Belirli bir uzmanlık alanına ilişkin yöntem ve teknikler, bu alanda çalışan araştırmacıların vazgeçilmez araçlarıdır. Özellikle anlamın kendini doğrudan vermediği karmaşık konularda, içinde dolaştığımız zihinsel labirentte kaybolmamak için, kat edilen parkurun yapısını kavramamıza sağlayacak bir desen veya başlangıç noktasıyla ilişkimizi koparmamayı sağlayacak bir iplik parçası (Ariadne’nin ipliği) gerekir.
İçerik analizi adı altında toplanan teknikler, bu tür bir desen ya da iplik işlevi görmektedir. Hangi türden olursa olsun (gazetelerde yer alan magazin, moda, fikir yazıları, röportaj ve haberler, TV ve radyo programları, çizgi filmler, fotoromanlar, kartpostallar, kişiler arası konuşmalar, anket görüşmeleri, grup tartışmaları, reklâm mesajları, müzik parçaları, afiş ve posterler, vb) tüm söylemler, sembolik bir inşa ürünü oldukları ölçüde (zira hepsi de en azından bir dil içerirler), deşifre edilmeyi, kod çözümünü, yorum ve çıkarsamayı gerektirirler.

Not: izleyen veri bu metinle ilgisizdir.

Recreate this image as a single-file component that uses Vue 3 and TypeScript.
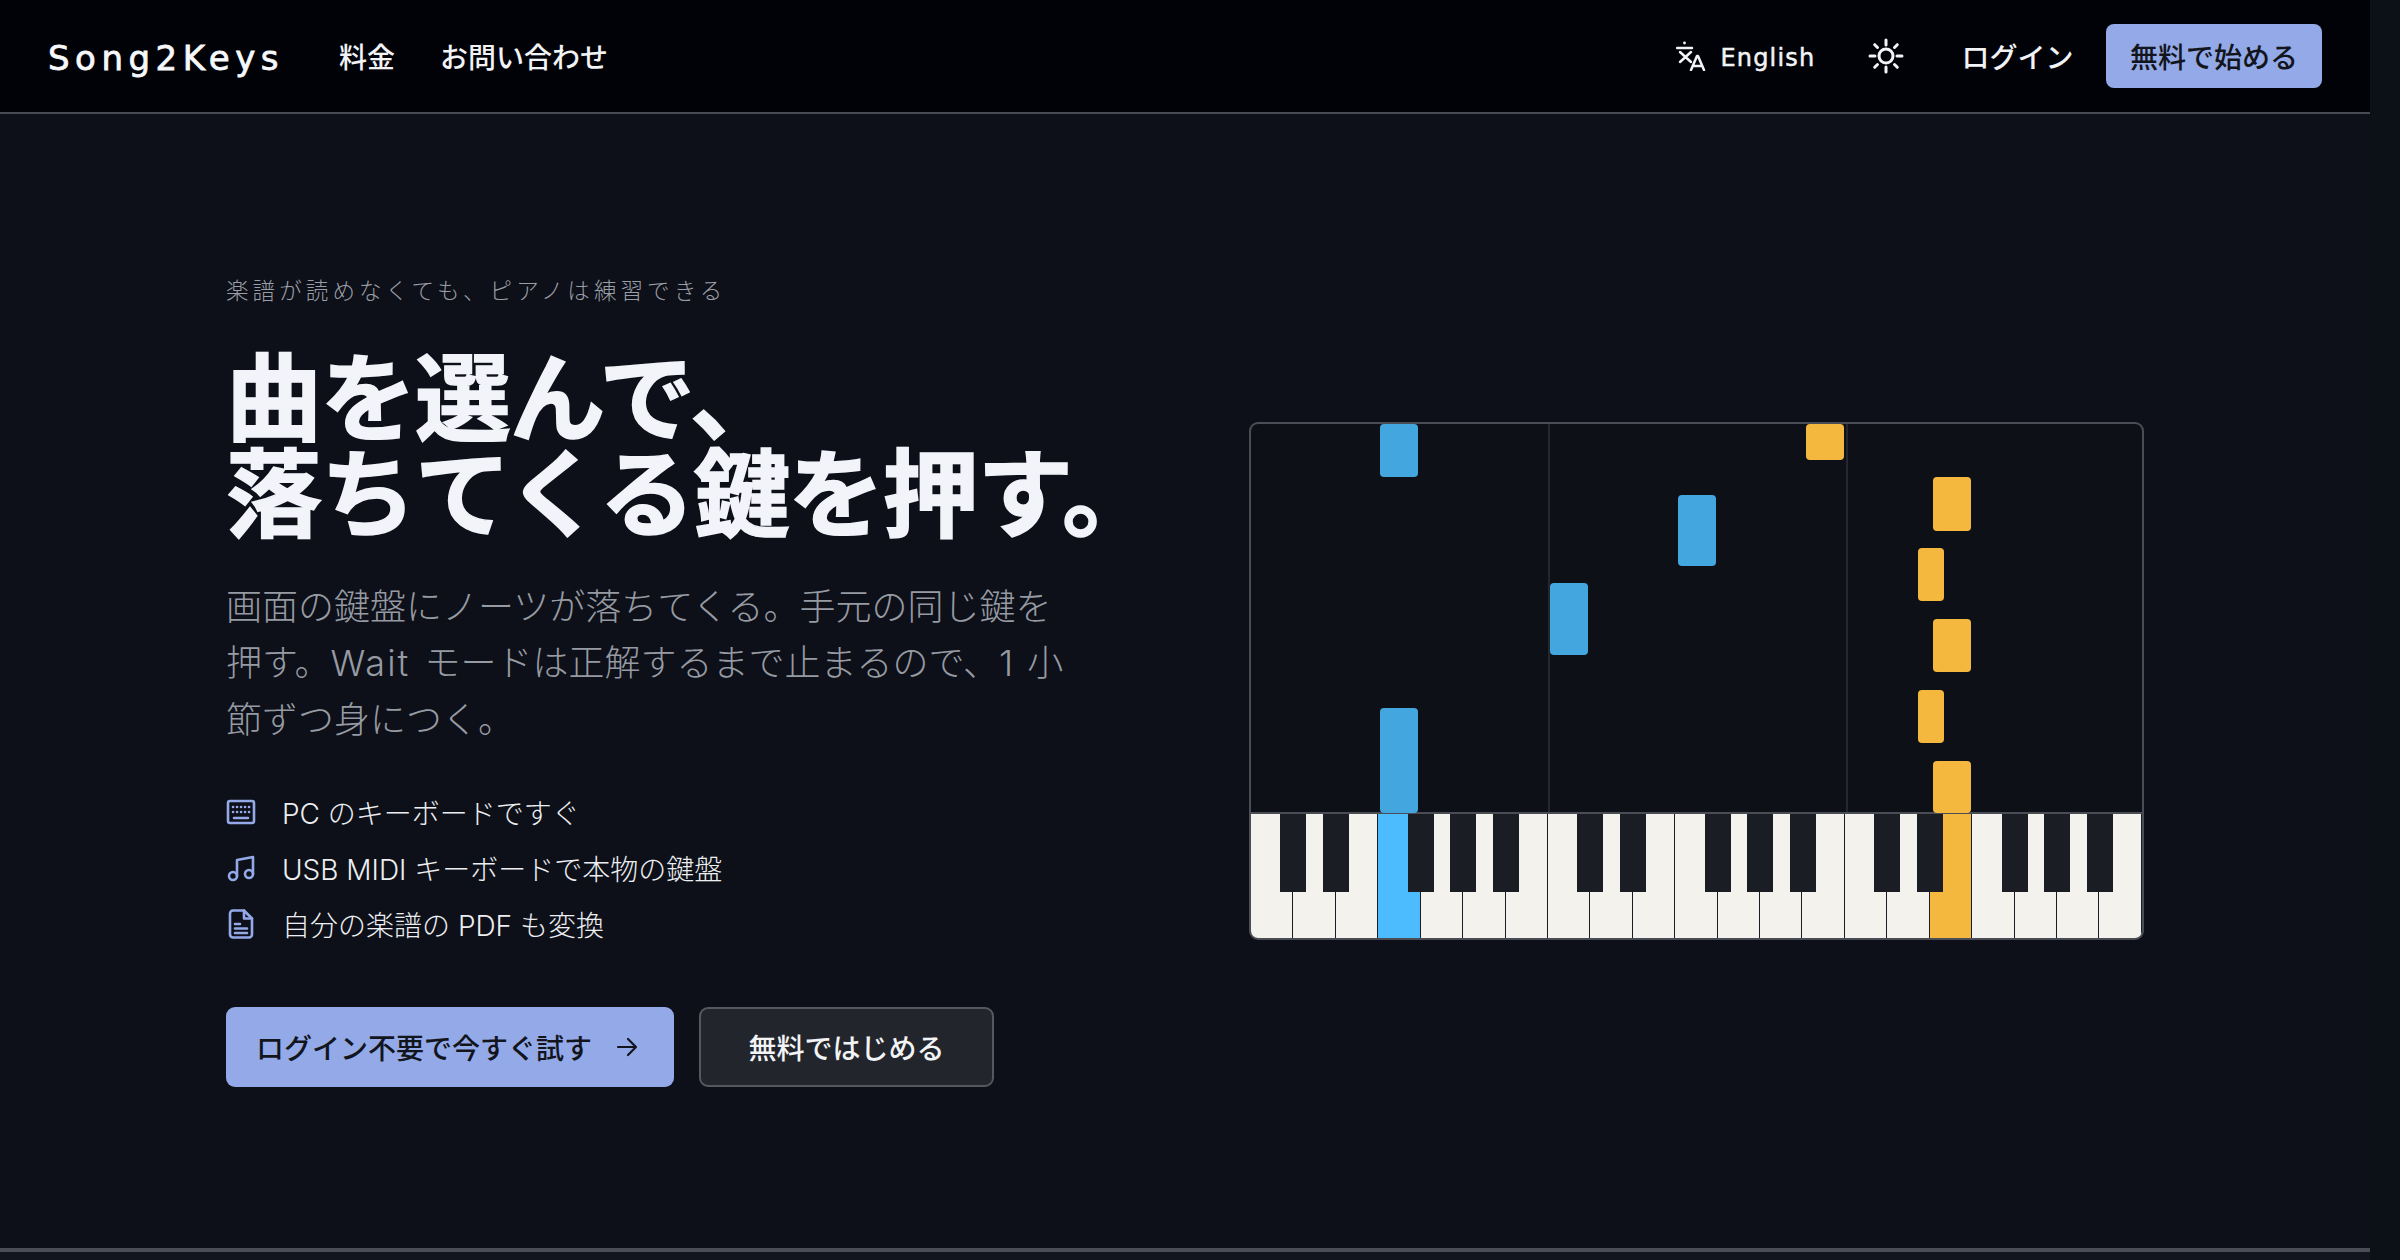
<template>
  <div class="screen">
    <div class="page">
      <header class="topbar">
        <div class="nav-left">
          <span class="logo">Song2Keys</span>
          <a class="nav-link">料金</a>
          <a class="nav-link">お問い合わせ</a>
        </div>
        <div class="nav-right">
          <button class="lang-btn">
            <svg class="lang-icon" viewBox="0 0 30 30" fill="none" stroke="currentColor" stroke-width="2.5" stroke-linecap="round" stroke-linejoin="round">
              <path d="M1 7h15" />
              <circle cx="8.5" cy="2" r="1.4" fill="currentColor" stroke="none" />
              <path d="M4 11l11 10M15 11L4 21" />
              <path d="M15 29l6-14h1l6 14M17 25h9" />
            </svg>
            <span class="lang-label">English</span>
          </button>
          <svg class="sun-icon" viewBox="0 0 36 36" fill="none" stroke="currentColor" stroke-width="3" stroke-linecap="round">
            <circle cx="18" cy="18" r="7" />
            <path d="M18 2v5M18 29v5M2 18h5M29 18h5M6.7 6.7l2.8 2.8M26.5 26.5l2.8 2.8M6.7 29.3l2.8-2.8M26.5 9.5l2.8-2.8" />
          </svg>
          <a class="nav-link login">ログイン</a>
          <button class="start-btn">無料で始める</button>
        </div>
      </header>

      <main class="hero">
        <section class="hero-copy">
          <p class="eyebrow">楽譜が読めなくても、ピアノは練習できる</p>
          <h1>曲を選んで、<br />落ちてくる鍵を押す。</h1>
          <p class="lead">画面の鍵盤にノーツが落ちてくる。手元の同じ鍵を押す。<span class="latin">Wait</span> モードは正解するまで止まるので、1 小節ずつ身につく。</p>
          <ul class="features">
            <li>
              <svg viewBox="0 0 30 30" fill="none" stroke="currentColor" stroke-width="2.6" stroke-linecap="round" stroke-linejoin="round">
                <rect x="2" y="4" width="26" height="22" rx="2" />
                <path d="M7 10h.1M11 10h.1M15 10h.1M19 10h.1M23 10h.1M7 15h.1M11 15h.1M15 15h.1M19 15h.1M23 15h.1M8 21h14" />
              </svg>
              <span>PC のキーボードですぐ</span>
            </li>
            <li>
              <svg viewBox="0 0 30 30" fill="none" stroke="currentColor" stroke-width="2.6" stroke-linecap="round" stroke-linejoin="round">
                <circle cx="7" cy="23" r="4" />
                <circle cx="23" cy="21" r="4" />
                <path d="M11 23V7l16-3v17" />
              </svg>
              <span>USB MIDI キーボードで本物の鍵盤</span>
            </li>
            <li>
              <svg viewBox="0 0 30 30" fill="none" stroke="currentColor" stroke-width="2.6" stroke-linecap="round" stroke-linejoin="round">
                <path d="M18 1.5H7a3 3 0 0 0-3 3v21a3 3 0 0 0 3 3h16a3 3 0 0 0 3-3V9.5z" />
                <path d="M18 1.5v8h8M9 15h5M9 19.5h12M9 24h12" />
              </svg>
              <span>自分の楽譜の PDF も変換</span>
            </li>
          </ul>
          <div class="actions">
            <button class="btn primary">
              <span>ログイン不要で今すぐ試す</span>
              <svg class="arrow" viewBox="0 0 22 20" fill="none" stroke="currentColor" stroke-width="2.2" stroke-linecap="round" stroke-linejoin="round">
                <path d="M2 10h18M12 2l8 8-8 8" />
              </svg>
            </button>
            <button class="btn secondary">無料ではじめる</button>
          </div>
        </section>

        <section class="piano">
          <div class="roll">
            <span class="bar" v-for="b in bars" :key="b" :style="{ left: b + 'px' }"></span>
            <span
              v-for="(n, i) in notes"
              :key="i"
              class="note"
              :class="n.color"
              :style="{ left: n.x + 'px', top: n.y + 'px', width: n.w + 'px', height: n.h + 'px' }"
            ></span>
          </div>
          <div class="keys">
            <span v-for="i in 21" :key="i" class="white-key" :class="keyClass(i - 1)"></span>
            <span
              v-for="b in blackKeys"
              :key="b"
              class="black-key"
              :style="{ left: (b * keyWidth - 13) + 'px' }"
            ></span>
          </div>
        </section>
      </main>

      <div class="next-section"></div>
    </div>
    <div class="scroll-strip"></div>
  </div>
</template>

<script setup lang="ts">
interface Note {
  x: number
  y: number
  w: number
  h: number
  color: 'blue' | 'gold'
}

const keyWidth = 891 / 21
const bars = [297, 595]
const blackKeys = [1, 2, 4, 5, 6, 8, 9, 11, 12, 13, 15, 16, 18, 19, 20]

// coordinates inside the falling-notes area
const notes: Note[] = [
  { x: 129, y: 0, w: 38, h: 53, color: 'blue' },
  { x: 427, y: 71, w: 38, h: 71, color: 'blue' },
  { x: 299, y: 159, w: 38, h: 72, color: 'blue' },
  { x: 129, y: 284, w: 38, h: 105, color: 'blue' },
  { x: 555, y: 0, w: 38, h: 36, color: 'gold' },
  { x: 682, y: 53, w: 38, h: 54, color: 'gold' },
  { x: 667, y: 124, w: 26, h: 53, color: 'gold' },
  { x: 682, y: 195, w: 38, h: 53, color: 'gold' },
  { x: 667, y: 266, w: 26, h: 53, color: 'gold' },
  { x: 682, y: 337, w: 38, h: 52, color: 'gold' }
]

const keyClass = (i: number) => {
  if (i === 3) return 'lit-blue'
  if (i === 16) return 'lit-gold'
  return ''
}
</script>

<style>
html,
body {
  margin: 0;
  height: 1260px;
  overflow: hidden;
  background: #0d1018;
}
</style>

<style scoped>
.screen {
  display: flex;
  width: 2400px;
  height: 1260px;
  font-family: Inter, "Noto Sans CJK JP", sans-serif;
  color: #f2f3f5;
}

.page {
  width: 2370px;
  display: flex;
  flex-direction: column;
  background: #0d1018;
}

.scroll-strip {
  width: 30px;
  background: #0c1017;
}

.topbar {
  height: 112px;
  flex-shrink: 0;
  display: flex;
  justify-content: space-between;
  align-items: center;
  padding: 0 48px;
  background: #010208;
  border-bottom: 2px solid #474a52;
}

.nav-left,
.nav-right {
  display: flex;
  align-items: center;
}

.logo {
  font-family: "DejaVu Sans", sans-serif;
  font-size: 34px;
  letter-spacing: 5.5px;
  -webkit-text-stroke: 0.8px #f7f8fa;
  margin-right: 55px;
  padding-top: 3px;
  color: #f7f8fa;
}

.nav-link {
  font-size: 28px;
  font-weight: 500;
  color: #f2f3f5;
  margin-right: 45px;
}

.nav-left .nav-link:last-child {
  margin-right: 0;
}

.lang-btn {
  display: flex;
  align-items: center;
  gap: 14px;
  padding: 0;
  border: none;
  background: none;
  color: #f2f3f5;
  font-family: "DejaVu Sans", sans-serif;
  font-size: 24px;
  letter-spacing: 1.2px;
  -webkit-text-stroke: 0.5px #f2f3f5;
  margin-right: 52.5px;
}

.lang-label {
  padding-top: 3px;
}

.lang-icon {
  width: 30px;
  height: 30px;
}

.sun-icon {
  width: 36px;
  height: 36px;
  margin-right: 57.5px;
}

.login {
  margin-right: 32.5px;
}

.start-btn {
  height: 64px;
  padding: 0 24px;
  border: none;
  border-radius: 8px;
  background: #93a9e8;
  color: #12151c;
  font-family: inherit;
  font-size: 28px;
  font-weight: 500;
}

.hero {
  flex: 1;
  display: grid;
  grid-template-columns: 894px 895px;
  column-gap: 129px;
  align-items: center;
  padding: 0 226px;
}

.eyebrow {
  margin: 0 0 43.5px;
  font-size: 22.5px;
  letter-spacing: 4.1px;
  line-height: 32px;
  color: #9a9ea6;
  font-weight: 300;
}

h1 {
  margin: 0 0 36.5px;
  font-size: 96px;
  line-height: 96px;
  letter-spacing: -1.5px;
  font-weight: 700;
  -webkit-text-stroke: 1.5px #f2f4f9;
  white-space: nowrap;
  color: #f2f4f9;
}

.lead {
  margin: 0 0 43.5px;
  max-width: 855px;
  font-size: 36px;
  line-height: 56.5px;
  font-weight: 300;
  word-spacing: 4px;
  color: #969aa2;
}

.latin {
  letter-spacing: 2px;
}

.features {
  list-style: none;
  margin: 0 0 63.5px;
  padding: 0;
  display: flex;
  flex-direction: column;
  gap: 16px;
}

.features li {
  display: flex;
  align-items: center;
  gap: 26px;
  height: 40px;
  font-size: 28px;
  font-weight: 300;
  color: #eceef1;
}

.features svg {
  width: 30px;
  height: 30px;
  color: #93a9e8;
}

.actions {
  display: flex;
  gap: 25px;
}

.btn {
  height: 80px;
  display: flex;
  align-items: center;
  border-radius: 9px;
  font-family: inherit;
  font-size: 28px;
  font-weight: 500;
  box-sizing: border-box;
}

.primary {
  width: 448px;
  padding: 0 30px;
  gap: 24px;
  border: none;
  background: #93a9e8;
  color: #12151c;
}

.arrow {
  width: 22px;
  height: 20px;
}

.secondary {
  width: 295px;
  justify-content: center;
  border: 2px solid #55585f;
  background: #22252c;
  color: #f2f3f5;
}

.piano {
  height: 518px;
  box-sizing: border-box;
  display: flex;
  flex-direction: column;
  border: 2px solid #4a4d55;
  border-radius: 9px;
  overflow: hidden;
  background: #0d1117;
}

.roll {
  position: relative;
  flex: 1;
  border-bottom: 2px solid #4a4d55;
}

.bar {
  position: absolute;
  top: 0;
  bottom: 0;
  width: 2px;
  background: #24272e;
}

.note {
  position: absolute;
  border-radius: 4px;
}

.note.blue {
  background: #43a6de;
}

.note.gold {
  background: #f5b83f;
}

.keys {
  position: relative;
  height: 124px;
  display: flex;
  flex-shrink: 0;
}

.white-key {
  flex: 1;
  background: #f4f2ec;
  border-right: 1.5px solid #1a1d24;
  box-sizing: border-box;
}

.white-key:last-of-type {
  border-right: none;
}

.lit-blue {
  background: #4dbcff;
}

.lit-gold {
  background: #f5b83f;
}

.black-key {
  position: absolute;
  top: 0;
  width: 26px;
  height: 78px;
  background: #1a1d24;
}

.next-section {
  height: 12px;
  flex-shrink: 0;
  border-top: 4px solid #4a4d55;
  box-sizing: border-box;
  background: #12151d;
}
</style>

Belirli bir söylemin alıcısı durumundaki kişilerin bu söylemi aynı şekilde almamaları ve algılarındaki farklılıklar bunun en belirgin kanıtıdır. Nasıl ki aynı yere bakan insanlar, aynı şeyi görmüyorlarsa, aynı sözü, yazıyı veya resmi de aynı şekilde algılamamaktadırlar. Zira “seçici algı” süreci işlemektedir. İçerik analizi teknikleri, insan algısının çok çeşitli faktörlerden etkilenişine karşı belirli bir güvenlik supabı durumundadır. Kişilerin kendi sübjektifliklerinde hapsolmasını önleyerek az çok objektif bir okumayı sağlamaları dolayısıyla kişiler arası “rasyonel” iletişime katkıda bulunmaktadırlar.